Są to także filmy o najsłabszych. Bo adwokat ma pomagać w starciu tych, którzy nie mają wiedzy, a także często pieniędzy, w starciach z możnymi tego świata, organami władzy publicznej i korporacjami. Musi być w związku z tym maksymalnie profesjonalny i uczciwy, oddany sprawie.
Są to także filmy o odwadze. Bo adwokat musi się zderzyć nie tylko z aparatem państwa, który nie zawsze szanuje święte prawo do obrony, ale także ze współobywatelami. Bo przecież ulica jest bardzo chętna do głoszenia, że różne „bestie”, „zwyrodnialcy” i „kreatury” nie zasługują na obronę i od razu, nawet bez wyroku, powinny zgnić w kazamatach.
Pomyślą Państwo, że to jakieś historie z filmów z Hollywoodu albo z dalekiej, mroźnej Rosji. Że Polska to inne państwo, a Wasze życie to nie film.
Tymczasem jak się przyjrzymy Polsce, to praktycznie co chwila powstaje materiał na film o prawych, odważnych, oddanych, rzetelnych i bezinteresownych adwokatach. Takich, co to nawet nie myśleli, że będą zajmowali się takimi sprawami. Nie mieli tego w planie, tylko życie ich zaskoczyło. Tak wyszło. Mieli tylko przekonanie co do wiary w ideały.
Czy współczesnym Edwardem Masry nie jest adwokat, który reprezentuje w pozwie zbiorowym tzw. frankowiczów w wielkim procesie zbiorowym? Przeciwko sobie ma wielki bank, który jest w stanie przeznaczać setki tysięcy złotych na profesjonalnych pełnomocników.

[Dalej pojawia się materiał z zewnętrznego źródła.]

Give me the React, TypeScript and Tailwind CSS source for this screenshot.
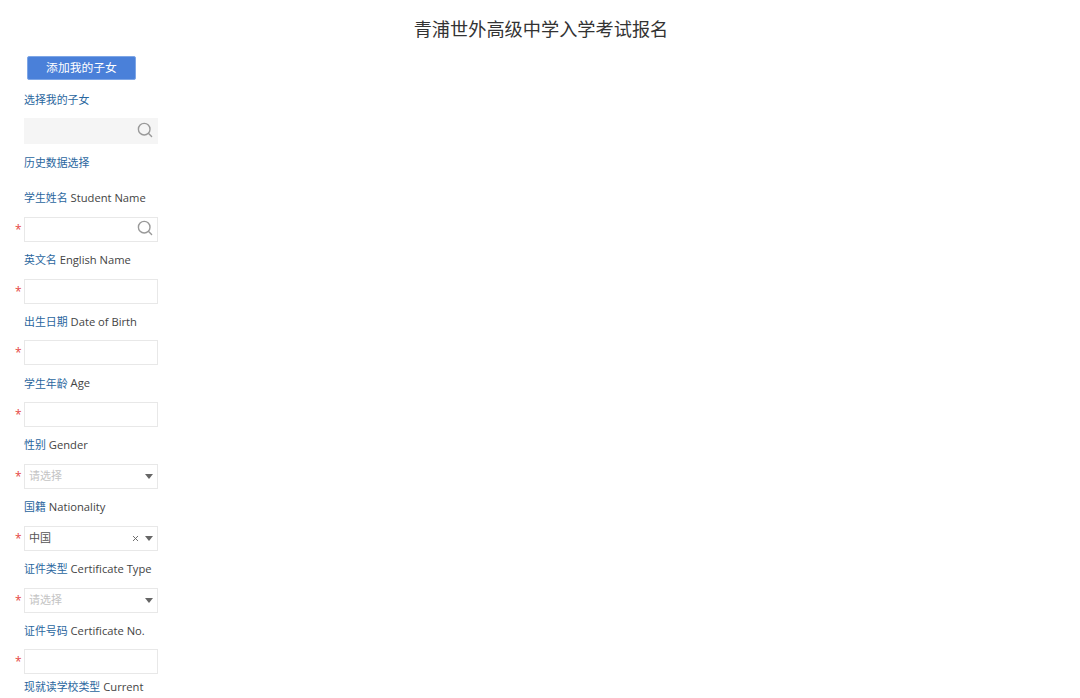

Czy współczesnym Atticusem Finchem nie jest ten, który broni w wydawałoby się beznadziejnej sprawie o niewinność, kiedy cała opinia publiczna już kogoś skazała, tak jak skazała swego czasu Tomasza Komendę? A może ten, który stara się reprezentować uchodźców, kiedy rząd prowadzi politykę niewpuszczania żadnego z nich do kraju?
Czy współczesnym Janem Schlichtmannem nie jest adwokat, który gdzieś w okolicach Piły walczy z trującymi środowisko fermami kurzymi czy fabrykami przetwarzania odpadów zwierzęcych? Nie dość, że walczy z możnym przeciwnikiem, to jeszcze nie może liczyć na porządne wsparcie ze strony organów inspekcji środowiska.
Czy współczesnym Jamesem Donovanem (bohaterem „Mostu Szpiegów”) nie jest adwokat, który reprezentuje przed Europejskim Trybunałem Praw Człowieka osobę, która przebywała w polskim więzieniu CIA i była tam poddawana torturom? Przecież o takich sprawach najlepiej zapomnieć i udawać przez lata, że w ogóle się nie wydarzyły.
A może bohaterem polskiego „Lewiatana” jest adwokat, który reprezentuję ofiarę wypadku z udziałem urzędnika państwowego wysokiego szczebla, adwokat, który musi się zderzyć z całą omnipotentną machiną państwa. I się nie poddać, pomimo wielkiej presji. Musi wierzyć, że klient zasługuje na obronę oraz rzetelny proces, nawet jeśli niektórzy politycy już zdążyli rozstrzygnąć, co się zdarzyło i jak należy interpretować wydarzenia. Co więcej, zdążyli już do tego przekonać niektóre media, które jak mantrę powtarzają taką właśnie wersję zdarzeń.
Szanowni Państwo. Wasza codzienna praca nie będzie tak spektakularna, jak te filmy. Ale jestem przekonany, że jeżeli będziecie wypełniali właśnie złożoną przysięgę, jeżeli będziecie wierzyli w ideały praworządności, sprawiedliwości społecznej, w niezależne sądy i niezawisłych sędziów, w siłę Konstytucji i ochrony praw i wolności obywatelskich, jeżeli będziecie chcieli nieść pomóc najsłabszym, rozumieli na czym polega istota prawa do obrony, oraz jeżeli będziecie rzetelni i uczciwi w swojej pracy - to zostaniecie bohaterami.
Najpierw zostaniecie bohaterami w oczach klientów, później rodziny, następnie kolegów i koleżanek z Waszej profesji, później bohaterami dla mediów, a jak Wam się poszczęści, to być może nawet bohaterami filmowymi. To nie my wybieramy nasze role życiowe. To życie za nas wybiera. My musimy być po prostu gotowi, a na gotowość pracujemy każdego dnia.